**Source material:**
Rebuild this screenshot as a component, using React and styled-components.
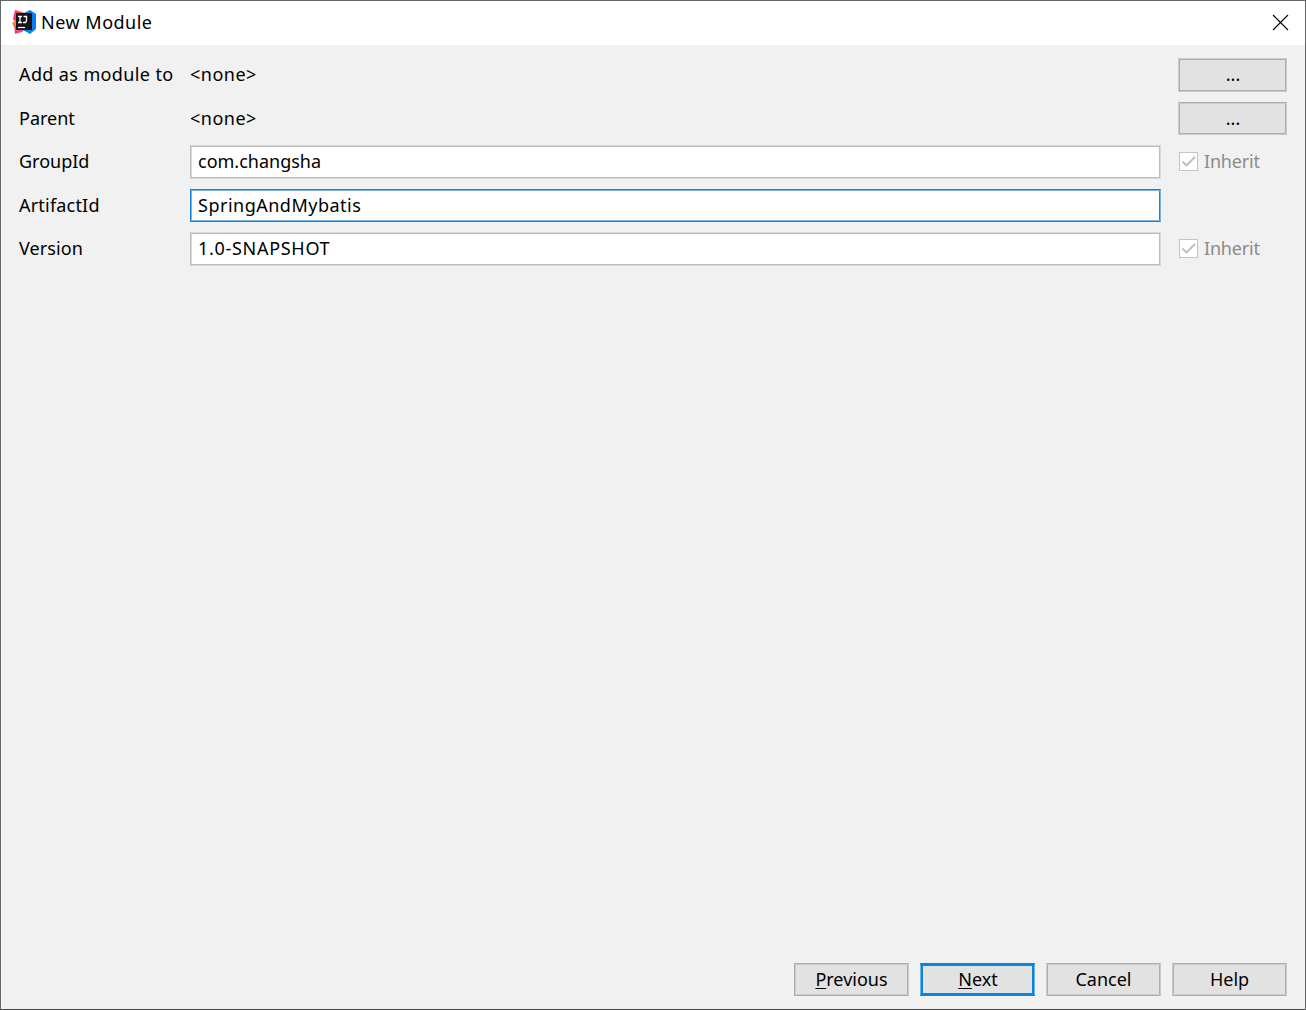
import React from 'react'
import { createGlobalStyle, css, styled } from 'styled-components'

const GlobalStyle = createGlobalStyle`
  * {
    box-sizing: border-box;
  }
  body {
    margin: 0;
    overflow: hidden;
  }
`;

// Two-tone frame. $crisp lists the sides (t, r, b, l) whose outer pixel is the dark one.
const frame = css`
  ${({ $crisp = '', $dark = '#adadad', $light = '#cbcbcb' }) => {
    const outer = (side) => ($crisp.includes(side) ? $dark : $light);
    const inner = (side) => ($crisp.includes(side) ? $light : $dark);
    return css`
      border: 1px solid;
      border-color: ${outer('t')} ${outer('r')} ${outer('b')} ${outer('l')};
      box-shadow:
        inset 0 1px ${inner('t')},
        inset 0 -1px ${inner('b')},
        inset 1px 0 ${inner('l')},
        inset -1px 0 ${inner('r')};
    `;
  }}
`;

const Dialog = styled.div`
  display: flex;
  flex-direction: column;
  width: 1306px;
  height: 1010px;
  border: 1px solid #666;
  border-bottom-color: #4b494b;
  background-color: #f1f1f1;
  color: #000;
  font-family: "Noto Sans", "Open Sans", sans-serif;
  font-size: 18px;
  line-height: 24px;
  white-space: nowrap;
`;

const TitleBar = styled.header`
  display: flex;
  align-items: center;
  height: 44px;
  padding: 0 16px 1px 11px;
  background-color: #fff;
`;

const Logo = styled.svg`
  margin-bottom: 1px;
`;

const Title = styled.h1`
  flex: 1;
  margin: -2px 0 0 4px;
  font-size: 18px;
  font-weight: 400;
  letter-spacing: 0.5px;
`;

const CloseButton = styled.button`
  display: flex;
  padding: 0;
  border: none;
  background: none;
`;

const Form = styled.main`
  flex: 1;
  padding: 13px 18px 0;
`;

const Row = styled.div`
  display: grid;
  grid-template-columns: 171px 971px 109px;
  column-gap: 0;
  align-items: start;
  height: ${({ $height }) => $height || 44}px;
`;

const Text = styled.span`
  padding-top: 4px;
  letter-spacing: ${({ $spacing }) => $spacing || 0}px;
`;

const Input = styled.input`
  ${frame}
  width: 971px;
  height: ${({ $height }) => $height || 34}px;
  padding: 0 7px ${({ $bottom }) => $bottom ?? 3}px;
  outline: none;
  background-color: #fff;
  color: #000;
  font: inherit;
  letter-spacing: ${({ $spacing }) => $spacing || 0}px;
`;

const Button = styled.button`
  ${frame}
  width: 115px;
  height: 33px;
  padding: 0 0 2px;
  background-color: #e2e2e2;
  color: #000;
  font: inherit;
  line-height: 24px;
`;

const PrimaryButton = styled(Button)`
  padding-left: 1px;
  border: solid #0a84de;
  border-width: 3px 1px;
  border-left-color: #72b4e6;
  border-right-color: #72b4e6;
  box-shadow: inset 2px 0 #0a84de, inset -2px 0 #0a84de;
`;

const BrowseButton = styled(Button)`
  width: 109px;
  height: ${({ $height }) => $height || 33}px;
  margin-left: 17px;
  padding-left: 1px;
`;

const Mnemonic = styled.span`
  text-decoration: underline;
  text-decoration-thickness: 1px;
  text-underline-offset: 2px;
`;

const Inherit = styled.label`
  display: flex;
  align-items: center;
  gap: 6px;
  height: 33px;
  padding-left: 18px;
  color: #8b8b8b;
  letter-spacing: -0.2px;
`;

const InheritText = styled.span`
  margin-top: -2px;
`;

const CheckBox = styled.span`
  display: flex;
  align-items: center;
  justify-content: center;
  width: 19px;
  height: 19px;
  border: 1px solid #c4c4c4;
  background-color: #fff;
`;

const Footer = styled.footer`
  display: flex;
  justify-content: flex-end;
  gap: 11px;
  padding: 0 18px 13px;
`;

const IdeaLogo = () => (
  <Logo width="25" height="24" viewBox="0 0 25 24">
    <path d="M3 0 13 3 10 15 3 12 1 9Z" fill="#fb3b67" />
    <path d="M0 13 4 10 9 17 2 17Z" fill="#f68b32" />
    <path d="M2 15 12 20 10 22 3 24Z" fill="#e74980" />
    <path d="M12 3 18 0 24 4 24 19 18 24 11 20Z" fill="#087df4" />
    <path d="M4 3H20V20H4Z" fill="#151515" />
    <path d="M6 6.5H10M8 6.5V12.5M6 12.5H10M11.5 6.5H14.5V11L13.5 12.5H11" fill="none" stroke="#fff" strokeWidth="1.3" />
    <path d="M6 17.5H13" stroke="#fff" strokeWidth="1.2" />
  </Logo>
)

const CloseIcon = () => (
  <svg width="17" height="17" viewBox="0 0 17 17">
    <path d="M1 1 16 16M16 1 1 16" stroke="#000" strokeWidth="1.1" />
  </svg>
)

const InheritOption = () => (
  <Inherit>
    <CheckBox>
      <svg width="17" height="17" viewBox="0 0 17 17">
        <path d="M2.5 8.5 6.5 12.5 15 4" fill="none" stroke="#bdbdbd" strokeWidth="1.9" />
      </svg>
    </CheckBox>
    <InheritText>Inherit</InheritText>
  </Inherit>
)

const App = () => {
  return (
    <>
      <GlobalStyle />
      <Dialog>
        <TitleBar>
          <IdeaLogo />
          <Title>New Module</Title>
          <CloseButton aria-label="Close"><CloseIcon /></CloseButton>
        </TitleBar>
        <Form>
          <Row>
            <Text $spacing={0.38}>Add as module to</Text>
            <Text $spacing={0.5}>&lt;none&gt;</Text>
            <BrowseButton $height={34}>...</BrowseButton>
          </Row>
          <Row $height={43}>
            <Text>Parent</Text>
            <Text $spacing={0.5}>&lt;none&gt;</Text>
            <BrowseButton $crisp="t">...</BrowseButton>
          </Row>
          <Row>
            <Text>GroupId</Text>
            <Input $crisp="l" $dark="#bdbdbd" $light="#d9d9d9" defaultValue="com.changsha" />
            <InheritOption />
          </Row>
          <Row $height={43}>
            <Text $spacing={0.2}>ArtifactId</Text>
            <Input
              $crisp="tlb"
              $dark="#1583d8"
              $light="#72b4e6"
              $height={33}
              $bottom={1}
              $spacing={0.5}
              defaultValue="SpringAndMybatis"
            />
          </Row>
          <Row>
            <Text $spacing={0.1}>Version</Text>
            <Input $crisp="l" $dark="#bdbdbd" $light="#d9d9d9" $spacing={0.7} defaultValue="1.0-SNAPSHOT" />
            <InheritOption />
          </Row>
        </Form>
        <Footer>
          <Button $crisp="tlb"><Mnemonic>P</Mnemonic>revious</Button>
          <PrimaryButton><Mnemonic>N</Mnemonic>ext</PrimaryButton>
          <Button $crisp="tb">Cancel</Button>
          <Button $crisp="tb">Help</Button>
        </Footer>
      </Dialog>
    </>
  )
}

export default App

**Instructions for the task:** Locate the string "React" in the listing above and copy every line where it occurs.

**The response:**
Rebuild this screenshot as a component, using React and styled-components.
import React from 'react'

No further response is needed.